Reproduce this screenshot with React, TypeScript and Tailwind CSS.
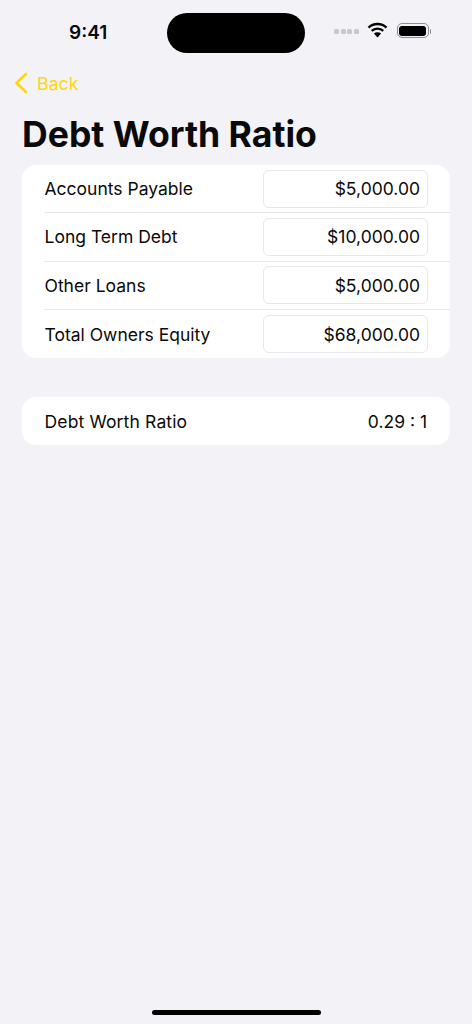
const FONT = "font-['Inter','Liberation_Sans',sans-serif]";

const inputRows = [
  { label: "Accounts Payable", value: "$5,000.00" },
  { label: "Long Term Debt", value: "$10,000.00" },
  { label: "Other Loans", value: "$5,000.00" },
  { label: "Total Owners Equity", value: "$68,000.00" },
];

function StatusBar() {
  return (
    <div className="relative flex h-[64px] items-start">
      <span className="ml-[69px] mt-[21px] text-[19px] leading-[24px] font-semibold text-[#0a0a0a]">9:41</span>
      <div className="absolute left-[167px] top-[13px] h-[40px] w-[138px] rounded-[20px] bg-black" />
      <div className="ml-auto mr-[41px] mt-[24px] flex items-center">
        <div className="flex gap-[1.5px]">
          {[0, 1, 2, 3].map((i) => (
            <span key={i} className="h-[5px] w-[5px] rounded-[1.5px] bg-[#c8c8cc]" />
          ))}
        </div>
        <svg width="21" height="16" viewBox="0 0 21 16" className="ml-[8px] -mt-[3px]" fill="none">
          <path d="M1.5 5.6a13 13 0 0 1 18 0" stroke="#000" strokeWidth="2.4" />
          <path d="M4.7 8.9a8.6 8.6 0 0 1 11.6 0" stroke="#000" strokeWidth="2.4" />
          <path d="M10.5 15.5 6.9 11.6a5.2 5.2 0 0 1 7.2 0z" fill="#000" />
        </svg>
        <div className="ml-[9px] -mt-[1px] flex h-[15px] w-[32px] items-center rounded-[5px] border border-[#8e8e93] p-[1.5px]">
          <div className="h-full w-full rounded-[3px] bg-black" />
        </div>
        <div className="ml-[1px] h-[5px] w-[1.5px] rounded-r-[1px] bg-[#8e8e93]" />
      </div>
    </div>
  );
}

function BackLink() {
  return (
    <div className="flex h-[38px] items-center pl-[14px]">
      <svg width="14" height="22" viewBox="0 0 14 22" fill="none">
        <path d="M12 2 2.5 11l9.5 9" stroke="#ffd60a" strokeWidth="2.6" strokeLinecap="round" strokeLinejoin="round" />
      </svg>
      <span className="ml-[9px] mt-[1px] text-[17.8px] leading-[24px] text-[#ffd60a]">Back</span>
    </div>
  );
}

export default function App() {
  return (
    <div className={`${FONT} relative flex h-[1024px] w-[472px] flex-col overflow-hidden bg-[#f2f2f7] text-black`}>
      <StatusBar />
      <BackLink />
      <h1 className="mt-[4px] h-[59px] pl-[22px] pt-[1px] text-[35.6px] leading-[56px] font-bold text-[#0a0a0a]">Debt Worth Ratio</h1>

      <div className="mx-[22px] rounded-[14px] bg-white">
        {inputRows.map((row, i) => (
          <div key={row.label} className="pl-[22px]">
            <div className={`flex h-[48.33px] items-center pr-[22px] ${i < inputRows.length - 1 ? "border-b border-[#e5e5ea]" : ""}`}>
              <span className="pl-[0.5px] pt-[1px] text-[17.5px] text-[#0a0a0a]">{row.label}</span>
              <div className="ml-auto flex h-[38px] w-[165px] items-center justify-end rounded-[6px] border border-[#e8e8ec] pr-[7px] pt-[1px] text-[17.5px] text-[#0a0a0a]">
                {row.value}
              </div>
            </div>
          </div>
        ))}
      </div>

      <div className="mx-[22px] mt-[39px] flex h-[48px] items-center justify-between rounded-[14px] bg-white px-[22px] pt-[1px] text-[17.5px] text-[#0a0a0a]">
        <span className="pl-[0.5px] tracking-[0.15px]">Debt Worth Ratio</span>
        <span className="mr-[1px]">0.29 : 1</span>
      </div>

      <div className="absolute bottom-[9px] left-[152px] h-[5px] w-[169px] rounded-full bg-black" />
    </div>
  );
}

________________________

Set exercise: Every line above should be repeated exactly; pictures stay out of the copy.

Full output:
Reproduce this screenshot with React, TypeScript and Tailwind CSS.
const FONT = "font-['Inter','Liberation_Sans',sans-serif]";

const inputRows = [
  { label: "Accounts Payable", value: "$5,000.00" },
  { label: "Long Term Debt", value: "$10,000.00" },
  { label: "Other Loans", value: "$5,000.00" },
  { label: "Total Owners Equity", value: "$68,000.00" },
];

function StatusBar() {
  return (
    <div className="relative flex h-[64px] items-start">
      <span className="ml-[69px] mt-[21px] text-[19px] leading-[24px] font-semibold text-[#0a0a0a]">9:41</span>
      <div className="absolute left-[167px] top-[13px] h-[40px] w-[138px] rounded-[20px] bg-black" />
      <div className="ml-auto mr-[41px] mt-[24px] flex items-center">
        <div className="flex gap-[1.5px]">
          {[0, 1, 2, 3].map((i) => (
            <span key={i} className="h-[5px] w-[5px] rounded-[1.5px] bg-[#c8c8cc]" />
          ))}
        </div>
        <svg width="21" height="16" viewBox="0 0 21 16" className="ml-[8px] -mt-[3px]" fill="none">
          <path d="M1.5 5.6a13 13 0 0 1 18 0" stroke="#000" strokeWidth="2.4" />
          <path d="M4.7 8.9a8.6 8.6 0 0 1 11.6 0" stroke="#000" strokeWidth="2.4" />
          <path d="M10.5 15.5 6.9 11.6a5.2 5.2 0 0 1 7.2 0z" fill="#000" />
        </svg>
        <div className="ml-[9px] -mt-[1px] flex h-[15px] w-[32px] items-center rounded-[5px] border border-[#8e8e93] p-[1.5px]">
          <div className="h-full w-full rounded-[3px] bg-black" />
        </div>
        <div className="ml-[1px] h-[5px] w-[1.5px] rounded-r-[1px] bg-[#8e8e93]" />
      </div>
    </div>
  );
}

function BackLink() {
  return (
    <div className="flex h-[38px] items-center pl-[14px]">
      <svg width="14" height="22" viewBox="0 0 14 22" fill="none">
        <path d="M12 2 2.5 11l9.5 9" stroke="#ffd60a" strokeWidth="2.6" strokeLinecap="round" strokeLinejoin="round" />
      </svg>
      <span className="ml-[9px] mt-[1px] text-[17.8px] leading-[24px] text-[#ffd60a]">Back</span>
    </div>
  );
}

export default function App() {
  return (
    <div className={`${FONT} relative flex h-[1024px] w-[472px] flex-col overflow-hidden bg-[#f2f2f7] text-black`}>
      <StatusBar />
      <BackLink />
      <h1 className="mt-[4px] h-[59px] pl-[22px] pt-[1px] text-[35.6px] leading-[56px] font-bold text-[#0a0a0a]">Debt Worth Ratio</h1>

      <div className="mx-[22px] rounded-[14px] bg-white">
        {inputRows.map((row, i) => (
          <div key={row.label} className="pl-[22px]">
            <div className={`flex h-[48.33px] items-center pr-[22px] ${i < inputRows.length - 1 ? "border-b border-[#e5e5ea]" : ""}`}>
              <span className="pl-[0.5px] pt-[1px] text-[17.5px] text-[#0a0a0a]">{row.label}</span>
              <div className="ml-auto flex h-[38px] w-[165px] items-center justify-end rounded-[6px] border border-[#e8e8ec] pr-[7px] pt-[1px] text-[17.5px] text-[#0a0a0a]">
                {row.value}
              </div>
            </div>
          </div>
        ))}
      </div>

      <div className="mx-[22px] mt-[39px] flex h-[48px] items-center justify-between rounded-[14px] bg-white px-[22px] pt-[1px] text-[17.5px] text-[#0a0a0a]">
        <span className="pl-[0.5px] tracking-[0.15px]">Debt Worth Ratio</span>
        <span className="mr-[1px]">0.29 : 1</span>
      </div>

      <div className="absolute bottom-[9px] left-[152px] h-[5px] w-[169px] rounded-full bg-black" />
    </div>
  );
}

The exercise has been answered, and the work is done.